Exercise aim: Give only one thing: the number of lines that include the word "React".
── Collected data ──
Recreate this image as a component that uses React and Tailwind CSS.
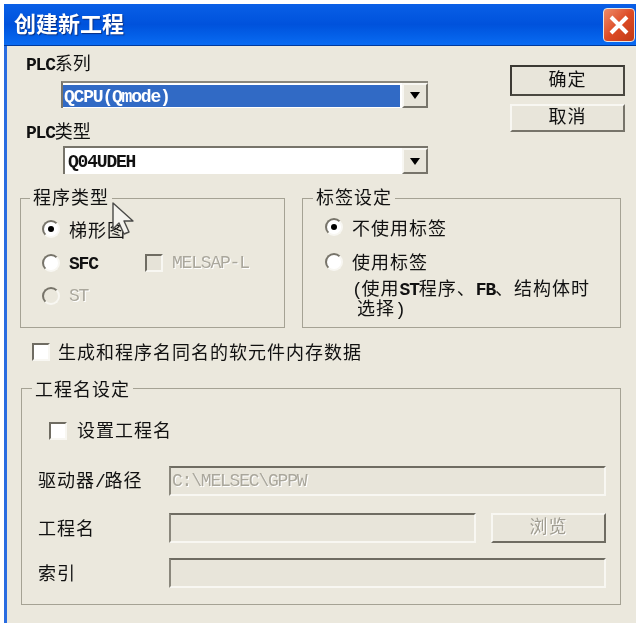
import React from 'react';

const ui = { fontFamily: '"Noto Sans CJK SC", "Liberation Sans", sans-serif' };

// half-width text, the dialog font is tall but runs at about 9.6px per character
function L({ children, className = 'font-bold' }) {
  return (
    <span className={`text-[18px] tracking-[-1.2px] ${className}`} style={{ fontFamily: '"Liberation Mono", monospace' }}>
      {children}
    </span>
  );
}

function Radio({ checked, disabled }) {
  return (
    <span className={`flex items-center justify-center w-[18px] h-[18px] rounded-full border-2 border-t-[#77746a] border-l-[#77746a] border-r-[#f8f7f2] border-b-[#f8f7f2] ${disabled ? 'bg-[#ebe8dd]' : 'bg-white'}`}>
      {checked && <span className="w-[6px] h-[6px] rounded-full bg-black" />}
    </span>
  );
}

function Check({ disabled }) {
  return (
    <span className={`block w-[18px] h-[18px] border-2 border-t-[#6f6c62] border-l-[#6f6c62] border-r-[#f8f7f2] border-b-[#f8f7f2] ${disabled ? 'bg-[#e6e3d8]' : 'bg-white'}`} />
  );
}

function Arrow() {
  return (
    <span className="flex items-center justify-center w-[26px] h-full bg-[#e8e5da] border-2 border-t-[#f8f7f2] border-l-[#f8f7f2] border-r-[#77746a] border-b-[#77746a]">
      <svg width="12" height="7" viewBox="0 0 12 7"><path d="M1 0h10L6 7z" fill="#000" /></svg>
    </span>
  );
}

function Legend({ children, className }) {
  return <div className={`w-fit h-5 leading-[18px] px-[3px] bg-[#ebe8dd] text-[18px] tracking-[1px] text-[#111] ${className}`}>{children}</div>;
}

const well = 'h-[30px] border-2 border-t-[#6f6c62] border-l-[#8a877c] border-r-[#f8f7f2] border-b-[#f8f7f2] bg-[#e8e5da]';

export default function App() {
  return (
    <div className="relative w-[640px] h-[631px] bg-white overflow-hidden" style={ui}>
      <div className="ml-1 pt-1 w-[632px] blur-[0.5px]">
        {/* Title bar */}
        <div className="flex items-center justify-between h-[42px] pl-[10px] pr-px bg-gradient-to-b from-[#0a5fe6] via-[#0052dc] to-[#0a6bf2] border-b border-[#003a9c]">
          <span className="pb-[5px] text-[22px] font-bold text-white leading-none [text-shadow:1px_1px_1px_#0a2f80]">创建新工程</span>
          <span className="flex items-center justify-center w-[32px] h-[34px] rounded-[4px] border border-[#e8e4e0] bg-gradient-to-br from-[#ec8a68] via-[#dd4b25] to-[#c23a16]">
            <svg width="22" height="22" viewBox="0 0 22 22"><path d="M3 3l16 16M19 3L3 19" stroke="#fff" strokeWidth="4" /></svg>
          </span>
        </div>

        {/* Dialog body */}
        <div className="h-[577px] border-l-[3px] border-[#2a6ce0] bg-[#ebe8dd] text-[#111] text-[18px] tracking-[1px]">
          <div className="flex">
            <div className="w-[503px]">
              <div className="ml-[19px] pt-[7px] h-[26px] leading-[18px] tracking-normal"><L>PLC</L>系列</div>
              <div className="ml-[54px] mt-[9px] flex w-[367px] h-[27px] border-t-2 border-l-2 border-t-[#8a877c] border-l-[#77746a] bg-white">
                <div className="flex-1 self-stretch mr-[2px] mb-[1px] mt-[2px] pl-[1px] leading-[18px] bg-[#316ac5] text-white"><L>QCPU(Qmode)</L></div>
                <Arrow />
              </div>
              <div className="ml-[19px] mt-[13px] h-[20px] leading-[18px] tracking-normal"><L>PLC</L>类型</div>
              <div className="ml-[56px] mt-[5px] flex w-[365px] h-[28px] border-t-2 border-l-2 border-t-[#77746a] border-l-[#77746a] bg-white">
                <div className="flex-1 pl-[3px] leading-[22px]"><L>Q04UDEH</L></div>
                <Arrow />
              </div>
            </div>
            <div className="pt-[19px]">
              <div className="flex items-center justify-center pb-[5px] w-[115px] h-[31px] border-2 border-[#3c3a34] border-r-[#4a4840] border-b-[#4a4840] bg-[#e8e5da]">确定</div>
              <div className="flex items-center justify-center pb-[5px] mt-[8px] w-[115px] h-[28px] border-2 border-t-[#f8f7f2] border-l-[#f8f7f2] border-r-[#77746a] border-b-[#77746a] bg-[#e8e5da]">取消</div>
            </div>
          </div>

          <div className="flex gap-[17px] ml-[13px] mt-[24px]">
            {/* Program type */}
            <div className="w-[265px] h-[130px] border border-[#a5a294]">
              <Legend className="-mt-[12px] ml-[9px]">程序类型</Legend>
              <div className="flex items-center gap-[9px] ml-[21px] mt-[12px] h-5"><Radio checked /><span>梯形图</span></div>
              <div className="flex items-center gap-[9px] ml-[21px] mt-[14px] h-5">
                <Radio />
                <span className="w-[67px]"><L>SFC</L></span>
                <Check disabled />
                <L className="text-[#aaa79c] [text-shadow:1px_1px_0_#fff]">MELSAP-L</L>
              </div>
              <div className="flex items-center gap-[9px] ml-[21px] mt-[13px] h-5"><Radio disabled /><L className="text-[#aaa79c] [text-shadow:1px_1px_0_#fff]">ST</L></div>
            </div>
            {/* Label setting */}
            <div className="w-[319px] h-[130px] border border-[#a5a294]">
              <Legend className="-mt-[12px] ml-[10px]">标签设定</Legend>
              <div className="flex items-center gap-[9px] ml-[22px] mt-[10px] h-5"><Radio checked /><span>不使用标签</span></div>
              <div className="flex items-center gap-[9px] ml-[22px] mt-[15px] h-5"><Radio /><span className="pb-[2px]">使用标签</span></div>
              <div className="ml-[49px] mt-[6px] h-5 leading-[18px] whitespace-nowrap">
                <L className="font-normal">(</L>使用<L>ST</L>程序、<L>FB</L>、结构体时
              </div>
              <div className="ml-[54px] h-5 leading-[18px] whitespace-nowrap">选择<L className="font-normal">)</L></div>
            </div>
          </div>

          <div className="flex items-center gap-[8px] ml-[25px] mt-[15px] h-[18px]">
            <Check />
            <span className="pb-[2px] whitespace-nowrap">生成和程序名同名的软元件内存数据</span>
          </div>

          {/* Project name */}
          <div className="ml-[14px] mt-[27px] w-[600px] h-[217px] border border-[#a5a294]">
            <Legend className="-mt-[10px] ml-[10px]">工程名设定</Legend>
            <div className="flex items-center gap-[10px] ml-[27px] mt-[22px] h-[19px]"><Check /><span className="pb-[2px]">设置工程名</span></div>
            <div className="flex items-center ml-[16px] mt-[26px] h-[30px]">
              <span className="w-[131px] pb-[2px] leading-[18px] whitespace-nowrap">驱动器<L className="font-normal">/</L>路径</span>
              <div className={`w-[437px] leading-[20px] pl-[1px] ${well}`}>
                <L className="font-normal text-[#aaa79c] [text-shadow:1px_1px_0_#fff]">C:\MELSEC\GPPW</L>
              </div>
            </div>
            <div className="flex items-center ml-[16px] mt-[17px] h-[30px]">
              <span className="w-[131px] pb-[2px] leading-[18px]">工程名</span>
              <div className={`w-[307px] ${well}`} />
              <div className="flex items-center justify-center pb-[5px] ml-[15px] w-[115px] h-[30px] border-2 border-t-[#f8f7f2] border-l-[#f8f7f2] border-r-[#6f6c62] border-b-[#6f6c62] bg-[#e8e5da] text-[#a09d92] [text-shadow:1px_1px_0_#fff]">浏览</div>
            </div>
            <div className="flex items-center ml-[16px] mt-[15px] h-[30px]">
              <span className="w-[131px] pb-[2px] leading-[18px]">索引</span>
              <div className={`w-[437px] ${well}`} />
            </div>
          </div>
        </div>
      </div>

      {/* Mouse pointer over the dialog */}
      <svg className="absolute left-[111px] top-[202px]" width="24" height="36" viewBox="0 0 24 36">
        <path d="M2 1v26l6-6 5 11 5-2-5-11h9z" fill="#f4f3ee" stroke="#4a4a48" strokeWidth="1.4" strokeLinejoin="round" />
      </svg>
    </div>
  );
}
───
Exercise solution: 2